By now you should be wondering what I think a commercial tabletop role-playing game business should look like.
Let me make this plain: You are selling a gameplay experience, not a stand-alone product.
We have seen previous companies get so close previously. The original TORG business model was that you bought into an ongoing campaign. Organized Play campaigns are close approxmiations of how a real RPG is to be run. Legend of the Five Rings almost achieved this early on until the storywankers in the head office decided to fuck with the results. World of Darkness LARPs were already most of the way there.
The biggest problem previously was that the technical infrastructure to do more than Play By Mail campaigns effectively was not there, or was not appreciated early on. This is no longer the case. The infrastructure now exists to support a truly global Jeffrogygaxian Braunstein campaign that is always on and unfolding in real time.
Therefore, it is time to spell out what a real business would look like.
- The Product
Your game's foundation is that of a tabletop wargame. It works at the level of a skirmish, and it scales without issue all the way up to epic mass battles without any changes to core gameplay procedures.
Your game's manual is clear, concise, and consistent in its language. It is available in all major languages. It is available worldwide. It is always available, it is available in all major digital formats as well as a Print On Demand product.
It is available in both a cheap (at-costor nearly so) edition without bells and whistles as well as a premium coffee table hardcover (with a slipcase) made with premium materials because why not. Everything you need to both play and run the game is in this manual and NOWHERE ELSE.
- The Service
You maintain online spaces speifically to faciliate dissemination of information to players, and to assist players in finding tables to play at but you run no official tables of your own.

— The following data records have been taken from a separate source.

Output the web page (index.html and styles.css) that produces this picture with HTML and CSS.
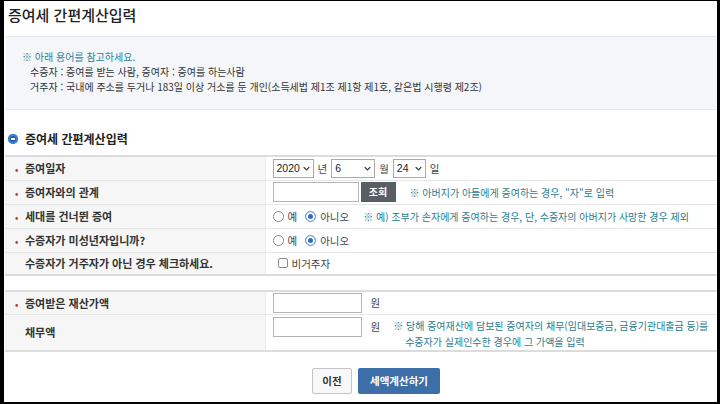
FILE: index.html
```html
<!DOCTYPE html>
<html lang="ko">
<head>
    <meta charset="UTF-8">
    <title>증여세 간편계산입력</title>
    <link rel="stylesheet" href="styles.css">
</head>
<body>
    <div class="frame">
        <h1 class="title">증여세 간편계산입력</h1>

        <div class="notice">
            <p class="notice-head">※ 아래 용어를 참고하세요.</p>
            <p>수증자 : 증여를 받는 사람, 증여자 : 증여를 하는사람</p>
            <p>거주자 : 국내에 주소를 두거나 183일 이상 거소를 둔 개인(소득세법 제1조 제1항 제1호, 같은법 시행령 제2조)</p>
        </div>

        <h2 class="section"><span class="bullet"></span>증여세 간편계산입력</h2>

        <table class="form">
            <tr class="r25">
                <th><span class="req">•</span>증여일자</th>
                <td>
                    <div class="field">
                        <span class="select w40">2020<svg class="chev" viewBox="0 0 10 6"><path d="M1 1l4 4 4-4"/></svg></span>
                        <span class="unit">년</span>
                        <span class="select w43">6<svg class="chev" viewBox="0 0 10 6"><path d="M1 1l4 4 4-4"/></svg></span>
                        <span class="unit">월</span>
                        <span class="select w32">24<svg class="chev" viewBox="0 0 10 6"><path d="M1 1l4 4 4-4"/></svg></span>
                        <span class="unit">일</span>
                    </div>
                </td>
            </tr>
            <tr class="r25">
                <th><span class="req">•</span>증여자와의 관계</th>
                <td>
                    <div class="field">
                        <span class="input w85"></span>
                        <span class="btn-lookup">조회</span>
                        <span class="note ml14">※ 아버지가 아들에게 증여하는 경우, "자"로 입력</span>
                    </div>
                </td>
            </tr>
            <tr class="r25">
                <th><span class="req">•</span>세대를 건너뛴 증여</th>
                <td>
                    <div class="field">
                        <span class="radio"></span><span class="opt">예</span>
                        <span class="radio on"></span><span class="opt">아니오</span>
                        <span class="note ml14">※ 예) 조부가 손자에게 증여하는 경우, 단, 수증자의 아버지가 사망한 경우 제외</span>
                    </div>
                </td>
            </tr>
            <tr class="r25">
                <th><span class="req">•</span>수증자가 미성년자입니까?</th>
                <td>
                    <div class="field">
                        <span class="radio"></span><span class="opt">예</span>
                        <span class="radio on"></span><span class="opt">아니오</span>
                    </div>
                </td>
            </tr>
            <tr class="r24">
                <th><span class="req blank"></span>수증자가 거주자가 아닌 경우 체크하세요.</th>
                <td>
                    <div class="field">
                        <span class="check"></span><span class="opt">비거주자</span>
                    </div>
                </td>
            </tr>
        </table>

        <table class="form second">
            <tr class="r24">
                <th><span class="req">•</span>증여받은 재산가액</th>
                <td>
                    <div class="field">
                        <span class="input w89"></span>
                        <span class="unit won">원</span>
                    </div>
                </td>
            </tr>
            <tr class="r36">
                <th><span class="req blank"></span>채무액</th>
                <td>
                    <div class="field top">
                        <span class="input w89"></span>
                        <span class="unit won">원</span>
                        <p class="note debt">※ 당해 증여재산에 담보된 증여자의 채무(임대보증금, 금융기관대출금 등)를<br>수증자가 실제인수한 경우에 그 가액을 입력</p>
                    </div>
                </td>
            </tr>
        </table>

        <div class="actions">
            <span class="btn btn-prev">이전</span>
            <span class="btn btn-calc">세액계산하기</span>
        </div>
    </div>
</body>
</html>
```

FILE: styles.css
```css
html, body {
    margin: 0;
    padding: 0;
    background-color: #000;
}
body {
    font-family: "Noto Sans CJK KR", "Noto Sans", sans-serif;
    color: #333;
}
.frame {
    margin: 1px 3px 2px 4px;
    height: 401px;
    background-color: #fff;
    box-sizing: border-box;
    overflow: hidden;
}
.title {
    margin: 4px 0 0 4px;
    font-size: 15px;
    line-height: 20px;
    font-weight: 500;
    color: #222;
}
.notice {
    margin: 11px 0 0 2px;
    height: 74px;
    box-sizing: border-box;
    padding: 12px 0 0 24px;
    background-color: #f4f6fa;
    border-top: 1px solid #e4e8f0;
    border-bottom: 1px solid #e4e8f0;
}
.notice p {
    margin: 0;
    font-size: 10px;
    line-height: 15px;
    color: #333;
}
.notice .notice-head {
    margin-left: -8px;
    color: #2f8296;
}
.section {
    display: flex;
    align-items: center;
    margin: 20px 0 7px 4px;
    font-size: 12px;
    line-height: 18px;
    font-weight: bold;
    color: #222;
}
.bullet {
    width: 10px;
    height: 10px;
    margin-right: 7px;
    border-radius: 50%;
    background-color: #1f5fa8;
    box-shadow: inset 0 0 0 2px #3f86d0;
    position: relative;
}
.bullet::after {
    content: "";
    position: absolute;
    left: 3px;
    top: 4px;
    width: 4px;
    height: 2px;
    background-color: #fff;
}
.form {
    width: 712px;
    margin-left: 1px;
    table-layout: fixed;
    border-collapse: collapse;
    border-top: 2px solid #dcdcdc;
    border-bottom: 2px solid #dcdcdc;
}
.form.second {
    margin-top: 14px;
}
.form th {
    width: 260px;
    padding: 0 0 0 10px;
    box-sizing: border-box;
    background-color: #f6f6f6;
    border-bottom: 1px solid #e6e6e6;
    border-right: 1px solid #ececec;
    text-align: left;
    font-size: 11px;
    font-weight: bold;
    color: #333;
    white-space: nowrap;
}
.form td {
    padding: 0 0 0 7px;
    border-bottom: 1px solid #e6e6e6;
}
.form tr:last-child th,
.form tr:last-child td {
    border-bottom: none;
}
.r25 { height: 24px; }
.r24 { height: 23px; }
.r36 { height: 35px; }
.req {
    display: inline-block;
    width: 10px;
    color: #c0392b;
    font-size: 9px;
}
.field {
    display: flex;
    align-items: center;
    font-size: 10.5px;
}
.field.top {
    align-items: flex-start;
    padding-top: 2px;
}
.select {
    display: flex;
    align-items: center;
    justify-content: space-between;
    height: 19px;
    box-sizing: border-box;
    padding: 0 3px 0 3px;
    border: 1px solid #a9a9a9;
    background-color: #fff;
    font-family: "Liberation Sans", sans-serif;
    font-size: 10.5px;
    color: #222;
}
.chev {
    width: 7px;
    height: 5px;
    fill: none;
    stroke: #333;
    stroke-width: 1.8;
}
.w40 { width: 41px; }
.w43 { width: 44px; }
.w32 { width: 33px; }
.w85 { width: 86px; }
.w89 { width: 89px; }
.unit {
    margin: 0 4px 0 4px;
    color: #444;
}
.unit.won {
    margin-left: 9px;
    line-height: 19px;
}
.input {
    height: 20px;
    box-sizing: border-box;
    border: 1px solid #b4b4b4;
    background-color: #fff;
}
.btn-lookup {
    width: 35px;
    height: 20px;
    margin-left: 2px;
    line-height: 20px;
    text-align: center;
    background-color: #595e65;
    color: #fff;
    font-weight: bold;
    font-size: 10px;
}
.note {
    color: #2a7c8e;
    font-size: 10px;
    white-space: nowrap;
}
.ml14 { margin-left: 14px; }
.note.debt {
    margin: 0 0 0 9px;
    line-height: 16px;
    padding-left: 12px;
    text-indent: -12px;
    margin-top: 1px;
}
.radio {
    width: 11px;
    height: 11px;
    box-sizing: border-box;
    border: 1px solid #8a8a8a;
    border-radius: 50%;
    background-color: #fff;
    margin-right: 4px;
}
.radio.on {
    border-color: #6b9bd2;
    background-color: #2c6cc4;
    box-shadow: inset 0 0 0 2px #fff;
    margin-left: 8px;
}
.opt {
    color: #444;
}
.check {
    width: 10px;
    height: 10px;
    margin: 0 4px 0 5px;
    box-sizing: border-box;
    border: 1px solid #8a8a8a;
    border-radius: 2px;
    background-color: #fff;
}
.actions {
    display: flex;
    justify-content: center;
    gap: 6px;
    margin-top: 16px;
    padding-left: 31px;
}
.btn {
    height: 26px;
    line-height: 26px;
    box-sizing: border-box;
    padding: 0 10px;
    font-size: 10.5px;
    font-weight: bold;
    border-radius: 2px;
}
.btn-prev {
    width: 40px;
    background-color: #f8f8f8;
    border: 1px solid #c4c4c4;
    line-height: 24px;
    color: #333;
    text-align: center;
    padding: 0;
}
.btn-calc {
    width: 82px;
    text-align: center;
    padding: 0;
    background-color: #3c6ea8;
    color: #fff;
}
```
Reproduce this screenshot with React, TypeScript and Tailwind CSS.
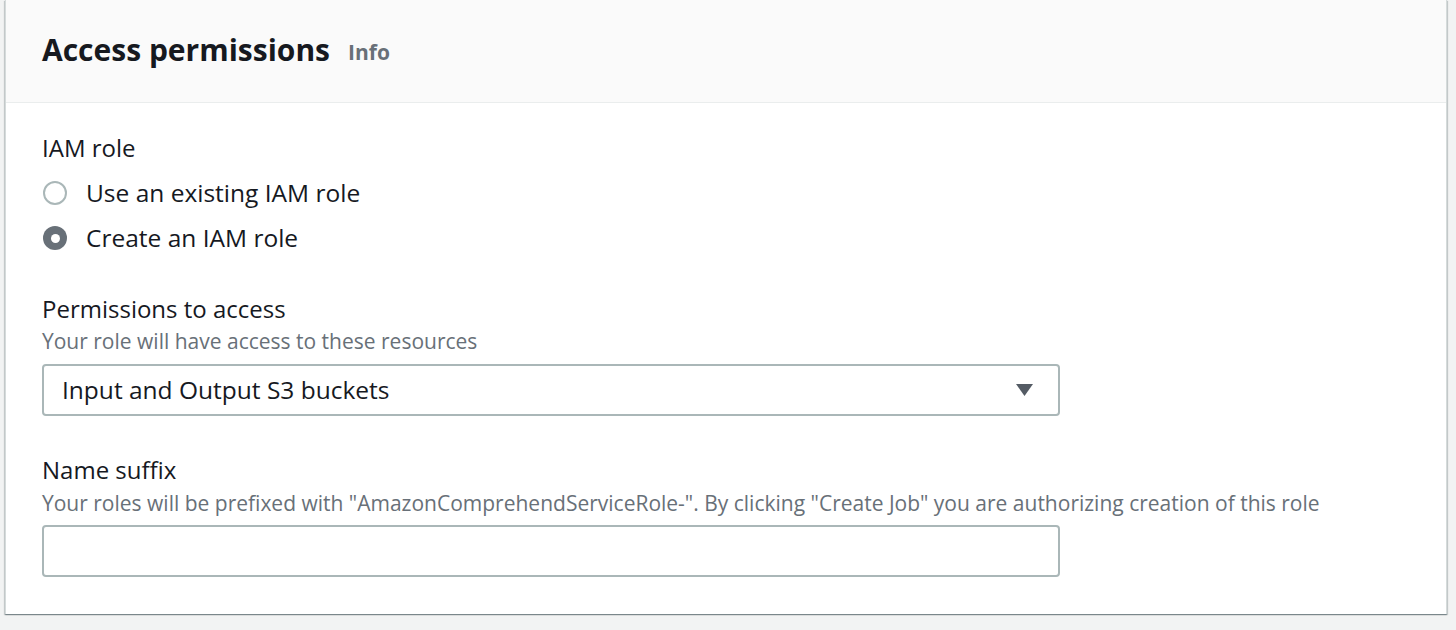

There is a reason for this, and that reason is to avoid Cult of Officialdom to overrun user experiences.
Players are encouraged to post play reports, complete with mechanical breakdowns, to the official spaces (or, more practical to do, would be to link to such reports; encourage users to put up their own campaign journals, be it blogs, YouTube channels, or whatever).
You will collect these reports, collate them together, and report their impacts upon the global campaign on a regular and frequent basis; expect to make this a full-time position if your business takes off.
You maintain something like Patreon or Subscribstar to allow users to help defray the costs of keeping this thing going.
You will have Whales--very rich users with more money than sense--so give them something to spend upon; this is where paywalled extras come in handy, but by no means do you all them to do Pay To Win bullshit.
Instead, let them pay money for the priviledge of playtesting new things (and allow them to sponsor others to do so); they feel like they're getting to use their money, while you're protecting the integrity of your business and the hobby.
- The Structure
You don't need many people at all. Your office needs you, maybe a secretary, and maybe one or two other office specialists that you can't outsource- and the others only once you've scaled up enough to need them.
You are location-independent. Your accounting can be outsourced. Your technical writing can be outsourced. You can certainly outsource your online moderation. You can outsource translations. You can operate this business from anywhere in the world with a solid Internet connection.
You don't need to maintain inventory. What you need to do is oversee the product development and the marketing, and you likely want to be the global Game Master that processes play reports and puts out regular campaign updates--you know, the fun stuff--while running your own table privately.
Hell, I bet you could put this together as a side-hustle and scale it up enough to afford to move to and live full time in Dubai.